L-W District 210 Superintendent's Succession Process
Lincoln-Way High School District 210 Board of Education evaluated six candidates for the job of superintendent.
The Lincoln-Way High School District 210 Board of Education, almost two years ago, began talking about the succession of Superintendent Lawrence Wyllie, who announced his retirement at the regular board meeting Dec. 13.
Due to the expected changes in the Teachers Retirement System (TRS), Wyllie told the board in earnest six months ago that he wanted to retire in June 2013. With 54 years of service in, plus two years of unused sick time, Wyllie has logged a total of 56 years in education. The state allows $25 a day for unused sick time. But the maximum is 50 days. That's $1,250, said Johnson.
Since the district does not have an "accrue" policy, the two years "means nothing for Larry," said Arvid Johnson, board president.
"For Larry, there is no advantage" to having stacked up unused vacation time. At LWHS Dist. 210, if vacation days are not used, they're lost, he said.

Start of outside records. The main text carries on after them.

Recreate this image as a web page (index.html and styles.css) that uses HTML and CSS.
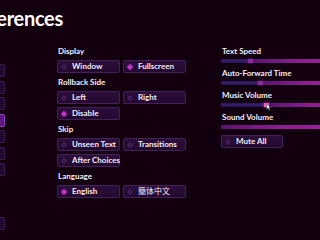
FILE: index.html
```html
<!DOCTYPE html>
<html>
<head>
<meta charset="utf-8">
<link rel="stylesheet" href="styles.css">
</head>
<body>
<header class="title"><h1>Preferences</h1></header>
<div class="main">
  <nav class="nav">
    <div class="navbtn">History</div>
    <div class="navbtn">Save</div>
    <div class="navbtn">Load</div>
    <div class="navbtn active">Preferences</div>
    <div class="navbtn">About</div>
    <div class="navbtn">Help</div>
    <div class="navbtn">Main Menu</div>
    <div class="navbtn last">Return</div>
  </nav>
  <section class="prefs">
    <div class="group">
      <div class="label">Display</div>
      <div class="opts">
        <div class="btn"><span class="dia"></span>Window</div>
        <div class="btn"><span class="dia on"></span>Fullscreen</div>
      </div>
    </div>
    <div class="group">
      <div class="label">Rollback Side</div>
      <div class="opts">
        <div class="btn"><span class="dia"></span>Left</div>
        <div class="btn"><span class="dia"></span>Right</div>
        <div class="btn"><span class="dia on"></span>Disable</div>
      </div>
    </div>
    <div class="group">
      <div class="label">Skip</div>
      <div class="opts">
        <div class="btn"><span class="dia"></span>Unseen Text</div>
        <div class="btn"><span class="dia"></span>Transitions</div>
        <div class="btn"><span class="dia"></span>After Choices</div>
      </div>
    </div>
    <div class="group">
      <div class="label">Language</div>
      <div class="opts">
        <div class="btn"><span class="dia on"></span>English</div>
        <div class="btn cjk"><span class="dia"></span>簡体中文</div>
      </div>
    </div>
  </section>
  <section class="sliders">
    <div class="label">Text Speed</div>
    <div class="slider"><div class="track"><div class="left" style="width:27px"></div><div class="thumb"></div><div class="right"></div></div></div>
    <div class="label">Auto-Forward Time</div>
    <div class="slider"><div class="track"><div class="left" style="width:37px"></div><div class="thumb"></div><div class="right"></div></div></div>
    <div class="label">Music Volume</div>
    <div class="slider"><div class="track"><div class="left" style="width:43px"></div><div class="thumb hot"></div><div class="right"></div>
      <svg class="cursor" width="5" height="8" viewBox="0 0 5 8"><path d="M0.5 0.5 L0.5 6.5 L2 5 L3.2 7.5 L4 7 L3 4.6 L4.6 4.6 Z" fill="#fff" stroke="#222" stroke-width="0.5"/></svg>
    </div></div>
    <div class="label">Sound Volume</div>
    <div class="slider"><div class="track"><div class="left" style="width:0px"></div><div class="thumb dim"></div><div class="right"></div></div></div>
    <div class="btn mute"><span class="dia"></span>Mute All</div>
  </section>
</div>
</body>
</html>
```

FILE: styles.css
```css
* { box-sizing: border-box; }
html, body { margin: 0; padding: 0; }
body {
  width: 320px;
  height: 240px;
  overflow: hidden;
  background: #12000f;
  color: #fff;
  font-family: Lato, "Noto Sans CJK JP", sans-serif;
}
.title {
  height: 46px;
  width: 63px;
  display: flex;
  justify-content: flex-end;
}
.title h1 {
  margin: 0;
  padding-top: 8px;
  font-size: 20px;
  line-height: 20px;
  font-weight: 700;
  letter-spacing: -0.3px;
  white-space: nowrap;
}
.main {
  display: flex;
  align-items: flex-start;
}
.nav {
  width: 5px;
  flex: none;
  padding-top: 18px;
  display: flex;
  flex-direction: column;
  align-items: flex-end;
  gap: 3.5px;
}
.navbtn {
  flex: none;
  width: 60px;
  height: 13px;
  border: 1px solid #3d1a52;
  background: #22082f;
  border-radius: 2px;
  font-size: 8px;
  font-weight: 700;
  line-height: 11px;
  text-align: right;
  padding-right: 4px;
  color: #5a3a6a;
}
.navbtn.active {
  background: #5a1880;
  border-color: #9a3ac0;
  color: #fff;
}
.navbtn.last { margin-top: 37.5px; }
.prefs {
  margin-left: 52px;
  width: 129px;
  flex: none;
  display: flex;
  flex-direction: column;
  gap: 4px;
}
.label {
  font-size: 8px;
  font-weight: 700;
  line-height: 10px;
  height: 10px;
  padding-left: 1px;
  color: #f4eef6;
  white-space: nowrap;
}
.group .label { margin-bottom: 4px; }
.opts {
  display: grid;
  grid-template-columns: 63px 63px;
  column-gap: 3px;
  row-gap: 3px;
}
.btn {
  height: 13px;
  border: 1px solid #43205a;
  background: linear-gradient(#2c0e3a, #230930);
  border-radius: 2px;
  display: flex;
  align-items: center;
  padding-left: 4px;
  font-size: 8px;
  font-weight: 700;
  line-height: 11px;
  color: #f2eaf4;
  white-space: nowrap;
}
.btn.cjk { font-weight: 400; }
.dia {
  flex: none;
  width: 4px;
  height: 4px;
  margin-right: 6px;
  transform: rotate(45deg);
  border: 1px solid #552a6e;
}
.dia.on {
  background: #b82ac4;
  border-color: #d040d0;
  box-shadow: 0 0 3px #a020b0;
}
.sliders {
  margin-left: 35px;
  flex: none;
  width: 120px;
  display: flex;
  flex-direction: column;
}
.slider {
  height: 12px;
  padding-top: 3px;
}
.track {
  position: relative;
  width: 150px;
  height: 4px;
  display: flex;
}
.track .left {
  flex: none;
  height: 4px;
  background: linear-gradient(#2a1458, #3a1f70 50%, #22104a);
}
.track .thumb {
  flex: none;
  width: 5px;
  height: 4px;
  background: #8a2c9e;
  box-shadow: 0 0 2px #a03ab0;
}
.track .thumb.hot {
  background: #ff5ad6;
  box-shadow: 0 0 3px #ff40c8;
}
.track .thumb.dim {
  width: 0;
  box-shadow: none;
}
.track .right {
  flex: 1;
  height: 4px;
  background: linear-gradient(90deg, #5a1470, #8e1e92 40%, #a224a4);
}
.cursor {
  position: absolute;
  left: 45px;
  top: 0px;
}
.btn.mute {
  margin-top: 1px;
  width: 62px;
}
```
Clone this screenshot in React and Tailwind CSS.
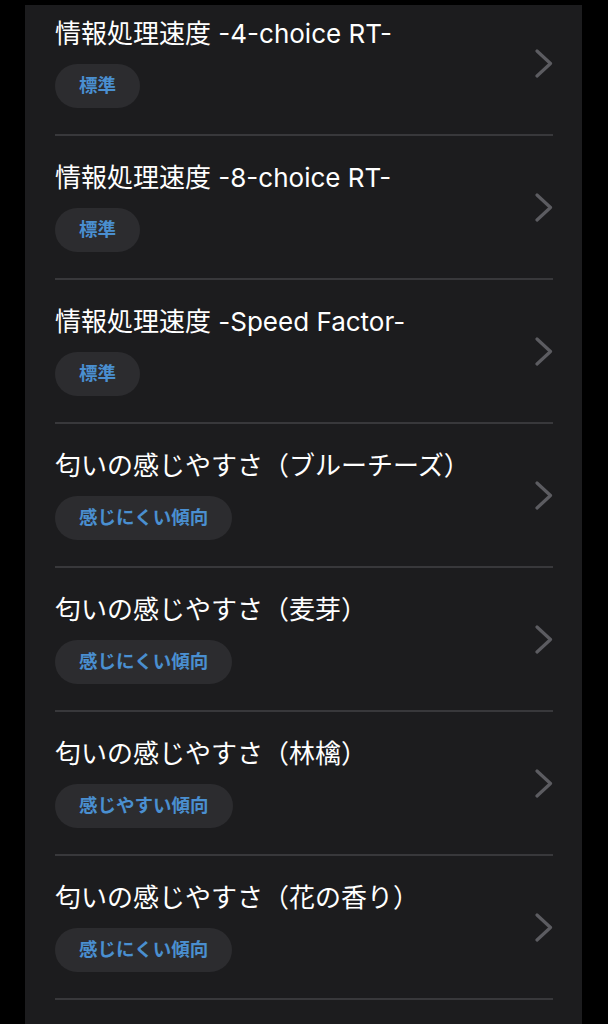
import React from "react";

const items = [
  { title: "情報処理速度 -4-choice RT-", tag: "標準" },
  { title: "情報処理速度 -8-choice RT-", tag: "標準" },
  { title: "情報処理速度 -Speed Factor-", tag: "標準" },
  { title: "匂いの感じやすさ（ブルーチーズ）", tag: "感じにくい傾向" },
  { title: "匂いの感じやすさ（麦芽）", tag: "感じにくい傾向" },
  { title: "匂いの感じやすさ（林檎）", tag: "感じやすい傾向" },
  { title: "匂いの感じやすさ（花の香り）", tag: "感じにくい傾向" },
];

function Chevron() {
  return (
    <svg width="18" height="29" viewBox="0 0 18 29" fill="none" className="shrink-0">
      <path d="M2 2 L15.5 14.5 L2 27" stroke="#5c5c61" strokeWidth="3.2" strokeLinecap="round" strokeLinejoin="round" />
    </svg>
  );
}

function Row({ title, tag }) {
  return (
    <div className="h-[144px] flex border-b-2 border-[#38383b]">
      <div className="flex-1 flex flex-col items-start pt-[27px]">
        <div className="text-[26px] leading-[30px] text-white whitespace-nowrap">{title}</div>
        <span className="mt-[15px] h-[44px] px-[24px] rounded-full bg-[#2c2c2f] flex items-center text-[18.5px] font-bold text-[#4a8fd0]">
          {tag}
        </span>
      </div>
      <div className="self-center">
        <Chevron />
      </div>
    </div>
  );
}

export default function App() {
  return (
    <div
      className="w-[608px] h-[1024px] bg-black overflow-hidden pt-[5px]"
      style={{ fontFamily: '"Inter", "Noto Sans CJK JP", sans-serif' }}
    >
      <div className="ml-[25px] w-[557px] h-[1019px] bg-[#1c1c1e] overflow-hidden">
        <div className="-mt-[13px] pl-[30px] pr-[29px]">
          {items.map((it) => (
            <Row key={it.title} {...it} />
          ))}
        </div>
      </div>
    </div>
  );
}
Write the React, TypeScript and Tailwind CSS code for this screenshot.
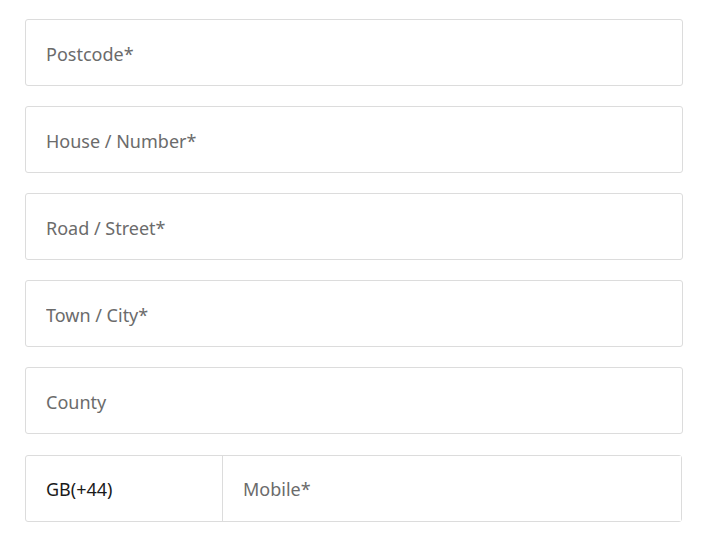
import React from 'react'

const fields = ['Postcode*', 'House / Number*', 'Road / Street*', 'Town / City*', 'County']

const App = () => {
  return (
    <div className="min-h-screen bg-white pl-[25px] pt-[19px]" style={{ fontFamily: '"Noto Sans", "Open Sans", sans-serif' }}>
      <form className="flex w-[658px] flex-col gap-[20px]">
        {fields.map((f) => (
          <input
            key={f}
            type="text"
            placeholder={f}
            className="h-[67px] w-full rounded-[3px] border border-[#dcdcdc] bg-white pl-[20px] pt-[2px] text-[18px] text-[#222] outline-none placeholder:text-[#6b6b6b]"
          />
        ))}
        <div className="mt-px flex h-[67px] w-[657px] rounded-[3px] border border-[#dcdcdc]">
          <div className="flex w-[197px] items-center border-r border-[#dcdcdc] pl-[20px] pt-[2px] text-[18px] text-[#1a1a1a]">
            GB(+44)
          </div>
          <input
            type="text"
            placeholder="Mobile*"
            className="flex-1 bg-white pl-[20px] pt-[2px] text-[18px] text-[#222] outline-none placeholder:text-[#6b6b6b]"
          />
        </div>
      </form>
    </div>
  )
}

export default App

LWH Dist. 210 also affords no large "lump-sum" payout upon retirement, he said.
Veteran Board Member Jim Gast said, "We've known it was coming. The man is 75 years old." The first thing the board did was identify the kind of leadership it wanted to run the four high schools in the 105-square-mile district.
"The board believes in advancing the 'Lincoln Way,'" which is characterized as someone who knows the community and the ideals that the district supports, Johnson said. The ideals advanced at the district are academic success and fiscal responsibility.
"The board has followed a policy of developing and advancing Lincoln-Way personnel who believe in this strong work ethic, fiscal responsibility, and servant leadership approach," he said in a statement.
Johnson said the board has spent a great deal of time planning for the future of the district.
"Whether at athletic or performing arts events, celebrations of academics or honors society inductions, senior citizen events, chambers of commerce business expos or community parades—the board has listened to the Lincoln-Way community about the importance of finding a superintendent that would understand and respect the district's traditions but not be afraid to lead in his or her own way," he said.
The primary emphasis of the search was finding someone who understood the "culture of Lincoln-Way," according to Gast. Working off that notion as the primary objective in the search of a new superintendent, he said, the board focused on existing staff.
Board interviews and candidates
The superintendent's job was never publicly posted because the retirement announcement was not intended to be made public until Dec. 13, said Johnson. In September, the board initiated the interview process. A total of six candidates from the district were evaluated by the board in closed session, he said. It was a personnel matter, so the interviews were conducted in executive session.
The list narrowed to two, and the name of Scott Tingley, the superintendent-to-be and former principal at Lincoln-Way East High School, rose to the top, according to Johnson.
"Had we felt that the candidates were not qualified, we would have" conducted and outside search, he said.
"Scott Tingley is ready for the job," added Johnson. He was officially offered the job at the end of November. Johnson said he sees the six month transition period between Wyllie's announcement to retire and Tingley's takeover as positive. It gives Tingley time to adjust before taking over in full.
Tingley, 40, has worked for Lincoln-Way for 16 years. He began his teaching career at Lincoln-Way High School in 1994, teaching business and social science. He also coached boys’ basketball in his early years.
“The Board of Education believes that Tingley is the right person at the right time to lead District 210 forward – building upon not only its strong culture and tradition of success but also its core belief that ‘great is never good enough,” said Johnson.
In 2001, Tingley left Lincoln-Way to coach varsity basketball at Lemont High School and to serve as dean of students. He returned to Lincoln-Way in 2004 to teach economics and to serve as a dean. In 2006, he was named assistant principal at Lincoln-Way Central.
The following year, he assumed the duties of associate principal at Lincoln-Way East. While he was an assistant/associate principal he worked at three different high schools with four different principals, including Monica Schmitt when she was the principal of Lincoln-Way Central, Dr. Michael Gardner when he was the principal of Lincoln-Way East, and Dr. Brenda Jensen, former principal of Lincoln-Way East.
In 2009, Tingley was named director of personnel for the district. In 2011, he was named principal of Lincoln-Way East High School. At the end of the 2012-2013 school year, Tingley will have served two years as principal.
“Each position Dr. Tingley has served in has more than prepared him for the superintendency of Lincoln-Way High School District 210. His experience has given him insight into district-wide issues and district personnel, student achievement, the classroom, athletic and activities, and discipline of students,” noted Johnson.